#### [MATERIAL]
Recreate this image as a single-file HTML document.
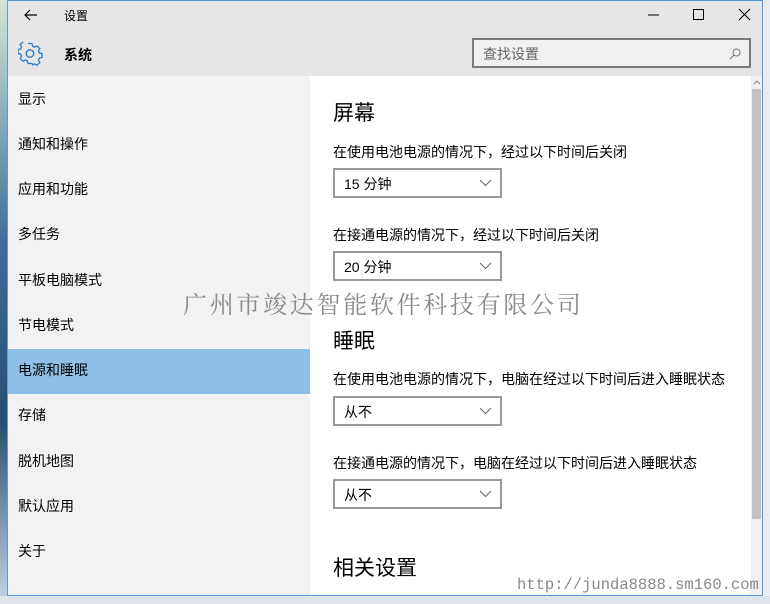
<!DOCTYPE html>
<html><head><meta charset="utf-8"><style>
*{margin:0;padding:0;box-sizing:border-box}
body{width:770px;height:604px;overflow:hidden;background:#e9edf2;font-family:"Liberation Sans","Noto Sans CJK SC",sans-serif;position:relative;color:#000}
.strip{position:absolute;left:0;top:0;width:8px;height:604px;background:linear-gradient(#d8e6d0,#3d6e9a 40%,#2b4d70 70%,#c9d4e0)}
.win{position:absolute;left:7px;top:0;width:756px;height:596px;border:1px solid #5a9ad6;background:#fff;overflow:hidden}
.title{position:absolute;left:0;top:0;width:756px;height:75px;background:#e6e6e6}
.t{position:absolute;font-size:12px}
.side{position:absolute;left:0;top:75px;width:302px;height:521px;background:#f2f2f2}
.item{position:absolute;left:10px;font-size:14px}
.sel{position:absolute;left:0;top:273px;width:302px;height:45px;background:#8fbfe6}
.c{position:absolute;font-size:14px}
.h{position:absolute;font-size:21px}
.dd{position:absolute;left:325px;width:169px;height:30px;border:2px solid #999;background:#fff;font-size:14px;padding:4px 0 0 9px}
.dd svg{position:absolute;right:8px;top:9px}
.search{position:absolute;left:464px;top:37px;width:279px;height:30px;border:2px solid #7a7a7a;background:#f0f0f0;font-size:14px;color:#666;padding:4px 0 0 9px}
.sb{position:absolute;left:743px;top:75px;width:11px;height:521px;background:#f0f0f0}
.thumb{position:absolute;left:744px;top:88px;width:9px;height:430px;background:#c2c2c2}
.wm{position:absolute;left:183px;top:285px;font-family:"Noto Serif CJK SC",serif;font-size:24px;color:#8a8a8a;letter-spacing:2.7px;white-space:nowrap}
.url{position:absolute;left:517px;top:576px;font-family:"Liberation Mono",monospace;font-size:15.5px;color:#888;white-space:nowrap}
.bot{position:absolute;left:0;top:596px;width:770px;height:8px;background:#dfe4ea}
</style></head><body>
<div class="strip"></div>
<div class="bot"></div>
<div class="win">
<div class="title">
<svg style="position:absolute;left:16px;top:7px" width="14" height="14" viewBox="0 0 14 14"><path d="M13 7H1M6 2L1 7l5 5" stroke="#000" stroke-width="1.2" fill="none"/></svg>
<div class="t" style="left:56px;top:6px">设置</div>
<svg style="position:absolute;left:10px;top:40px" width="25" height="25" viewBox="0 0 24 24"><path d="M10 2h4l.6 2.7 2 1 2.4-1.4 2.8 2.8-1.4 2.4 1 2 2.6.5v4l-2.6.6-1 2 1.4 2.4-2.8 2.8-2.4-1.4-2 1L14 22h-4l-.6-2.6-2-1-2.4 1.4-2.8-2.8 1.4-2.4-1-2L0 12v-4l2.6-.5 1-2L2.2 3.1 5 .3" transform="translate(0 .5) scale(.96)" fill="none" stroke="#2b7cd3" stroke-width="1.3"/><circle cx="11.5" cy="12" r="3.6" fill="none" stroke="#2b7cd3" stroke-width="1.3"/></svg>
<div class="t" style="left:56px;top:44px;font-size:14px;font-weight:bold">系统</div>
<svg style="position:absolute;left:640px;top:7px" width="110" height="14" viewBox="0 0 110 14"><path d="M0 7h11" stroke="#000"/><rect x="45.5" y="1.5" width="10" height="10" fill="none" stroke="#000"/><path d="M91 1l11 11M102 1L91 12" stroke="#000" stroke-width="1.1"/></svg>
<div class="search">查找设置<svg style="position:absolute;right:8px;top:8px" width="12" height="12" viewBox="0 0 12 12"><circle cx="7.5" cy="4.5" r="3.5" fill="none" stroke="#777"/><path d="M5 7L1 11" stroke="#777"/></svg></div>
</div>
<div class="side">
<div class="sel"></div>
<div class="item" style="top:13px">显示</div>
<div class="item" style="top:58px">通知和操作</div>
<div class="item" style="top:103px">应用和功能</div>
<div class="item" style="top:148px">多任务</div>
<div class="item" style="top:194px">平板电脑模式</div>
<div class="item" style="top:239px">节电模式</div>
<div class="item" style="top:284px">电源和睡眠</div>
<div class="item" style="top:329px">存储</div>
<div class="item" style="top:375px">脱机地图</div>
<div class="item" style="top:420px">默认应用</div>
<div class="item" style="top:465px">关于</div>
</div>
<div class="h" style="left:325px;top:96px">屏幕</div>
<div class="c" style="left:325px;top:141px">在使用电池电源的情况下，经过以下时间后关闭</div>
<div class="dd" style="top:167px">15 分钟<svg width="13" height="8" viewBox="0 0 13 8"><path d="M1 1l5.5 5.5L12 1" stroke="#666" fill="none"/></svg></div>
<div class="c" style="left:325px;top:224px">在接通电源的情况下，经过以下时间后关闭</div>
<div class="dd" style="top:250px">20 分钟<svg width="13" height="8" viewBox="0 0 13 8"><path d="M1 1l5.5 5.5L12 1" stroke="#666" fill="none"/></svg></div>
<div class="h" style="left:325px;top:324px">睡眠</div>
<div class="c" style="left:325px;top:368px">在使用电池电源的情况下，电脑在经过以下时间后进入睡眠状态</div>
<div class="dd" style="top:395px">从不<svg width="13" height="8" viewBox="0 0 13 8"><path d="M1 1l5.5 5.5L12 1" stroke="#666" fill="none"/></svg></div>
<div class="c" style="left:325px;top:452px">在接通电源的情况下，电脑在经过以下时间后进入睡眠状态</div>
<div class="dd" style="top:478px">从不<svg width="13" height="8" viewBox="0 0 13 8"><path d="M1 1l5.5 5.5L12 1" stroke="#666" fill="none"/></svg></div>
<div class="h" style="left:325px;top:551px">相关设置</div>
<div class="sb"></div><div class="thumb"></div>
<svg style="position:absolute;left:745px;top:79px" width="8" height="5" viewBox="0 0 8 5"><path d="M1 4l3-3 3 3" stroke="#888" fill="none"/></svg>
</div>
<div class="wm">广州市竣达智能软件科技有限公司</div>
<div class="url">http://junda8888.sm160.com</div>
</body></html>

#### [DIRECTIONS]
Restate the entire listing word for word, excluding pictures.

#### [OUTPUT OF THE EXERCISE]
Recreate this image as a single-file HTML document.
<!DOCTYPE html>
<html><head><meta charset="utf-8"><style>
*{margin:0;padding:0;box-sizing:border-box}
body{width:770px;height:604px;overflow:hidden;background:#e9edf2;font-family:"Liberation Sans","Noto Sans CJK SC",sans-serif;position:relative;color:#000}
.strip{position:absolute;left:0;top:0;width:8px;height:604px;background:linear-gradient(#d8e6d0,#3d6e9a 40%,#2b4d70 70%,#c9d4e0)}
.win{position:absolute;left:7px;top:0;width:756px;height:596px;border:1px solid #5a9ad6;background:#fff;overflow:hidden}
.title{position:absolute;left:0;top:0;width:756px;height:75px;background:#e6e6e6}
.t{position:absolute;font-size:12px}
.side{position:absolute;left:0;top:75px;width:302px;height:521px;background:#f2f2f2}
.item{position:absolute;left:10px;font-size:14px}
.sel{position:absolute;left:0;top:273px;width:302px;height:45px;background:#8fbfe6}
.c{position:absolute;font-size:14px}
.h{position:absolute;font-size:21px}
.dd{position:absolute;left:325px;width:169px;height:30px;border:2px solid #999;background:#fff;font-size:14px;padding:4px 0 0 9px}
.dd svg{position:absolute;right:8px;top:9px}
.search{position:absolute;left:464px;top:37px;width:279px;height:30px;border:2px solid #7a7a7a;background:#f0f0f0;font-size:14px;color:#666;padding:4px 0 0 9px}
.sb{position:absolute;left:743px;top:75px;width:11px;height:521px;background:#f0f0f0}
.thumb{position:absolute;left:744px;top:88px;width:9px;height:430px;background:#c2c2c2}
.wm{position:absolute;left:183px;top:285px;font-family:"Noto Serif CJK SC",serif;font-size:24px;color:#8a8a8a;letter-spacing:2.7px;white-space:nowrap}
.url{position:absolute;left:517px;top:576px;font-family:"Liberation Mono",monospace;font-size:15.5px;color:#888;white-space:nowrap}
.bot{position:absolute;left:0;top:596px;width:770px;height:8px;background:#dfe4ea}
</style></head><body>
<div class="strip"></div>
<div class="bot"></div>
<div class="win">
<div class="title">
<svg style="position:absolute;left:16px;top:7px" width="14" height="14" viewBox="0 0 14 14"><path d="M13 7H1M6 2L1 7l5 5" stroke="#000" stroke-width="1.2" fill="none"/></svg>
<div class="t" style="left:56px;top:6px">设置</div>
<svg style="position:absolute;left:10px;top:40px" width="25" height="25" viewBox="0 0 24 24"><path d="M10 2h4l.6 2.7 2 1 2.4-1.4 2.8 2.8-1.4 2.4 1 2 2.6.5v4l-2.6.6-1 2 1.4 2.4-2.8 2.8-2.4-1.4-2 1L14 22h-4l-.6-2.6-2-1-2.4 1.4-2.8-2.8 1.4-2.4-1-2L0 12v-4l2.6-.5 1-2L2.2 3.1 5 .3" transform="translate(0 .5) scale(.96)" fill="none" stroke="#2b7cd3" stroke-width="1.3"/><circle cx="11.5" cy="12" r="3.6" fill="none" stroke="#2b7cd3" stroke-width="1.3"/></svg>
<div class="t" style="left:56px;top:44px;font-size:14px;font-weight:bold">系统</div>
<svg style="position:absolute;left:640px;top:7px" width="110" height="14" viewBox="0 0 110 14"><path d="M0 7h11" stroke="#000"/><rect x="45.5" y="1.5" width="10" height="10" fill="none" stroke="#000"/><path d="M91 1l11 11M102 1L91 12" stroke="#000" stroke-width="1.1"/></svg>
<div class="search">查找设置<svg style="position:absolute;right:8px;top:8px" width="12" height="12" viewBox="0 0 12 12"><circle cx="7.5" cy="4.5" r="3.5" fill="none" stroke="#777"/><path d="M5 7L1 11" stroke="#777"/></svg></div>
</div>
<div class="side">
<div class="sel"></div>
<div class="item" style="top:13px">显示</div>
<div class="item" style="top:58px">通知和操作</div>
<div class="item" style="top:103px">应用和功能</div>
<div class="item" style="top:148px">多任务</div>
<div class="item" style="top:194px">平板电脑模式</div>
<div class="item" style="top:239px">节电模式</div>
<div class="item" style="top:284px">电源和睡眠</div>
<div class="item" style="top:329px">存储</div>
<div class="item" style="top:375px">脱机地图</div>
<div class="item" style="top:420px">默认应用</div>
<div class="item" style="top:465px">关于</div>
</div>
<div class="h" style="left:325px;top:96px">屏幕</div>
<div class="c" style="left:325px;top:141px">在使用电池电源的情况下，经过以下时间后关闭</div>
<div class="dd" style="top:167px">15 分钟<svg width="13" height="8" viewBox="0 0 13 8"><path d="M1 1l5.5 5.5L12 1" stroke="#666" fill="none"/></svg></div>
<div class="c" style="left:325px;top:224px">在接通电源的情况下，经过以下时间后关闭</div>
<div class="dd" style="top:250px">20 分钟<svg width="13" height="8" viewBox="0 0 13 8"><path d="M1 1l5.5 5.5L12 1" stroke="#666" fill="none"/></svg></div>
<div class="h" style="left:325px;top:324px">睡眠</div>
<div class="c" style="left:325px;top:368px">在使用电池电源的情况下，电脑在经过以下时间后进入睡眠状态</div>
<div class="dd" style="top:395px">从不<svg width="13" height="8" viewBox="0 0 13 8"><path d="M1 1l5.5 5.5L12 1" stroke="#666" fill="none"/></svg></div>
<div class="c" style="left:325px;top:452px">在接通电源的情况下，电脑在经过以下时间后进入睡眠状态</div>
<div class="dd" style="top:478px">从不<svg width="13" height="8" viewBox="0 0 13 8"><path d="M1 1l5.5 5.5L12 1" stroke="#666" fill="none"/></svg></div>
<div class="h" style="left:325px;top:551px">相关设置</div>
<div class="sb"></div><div class="thumb"></div>
<svg style="position:absolute;left:745px;top:79px" width="8" height="5" viewBox="0 0 8 5"><path d="M1 4l3-3 3 3" stroke="#888" fill="none"/></svg>
</div>
<div class="wm">广州市竣达智能软件科技有限公司</div>
<div class="url">http://junda8888.sm160.com</div>
</body></html>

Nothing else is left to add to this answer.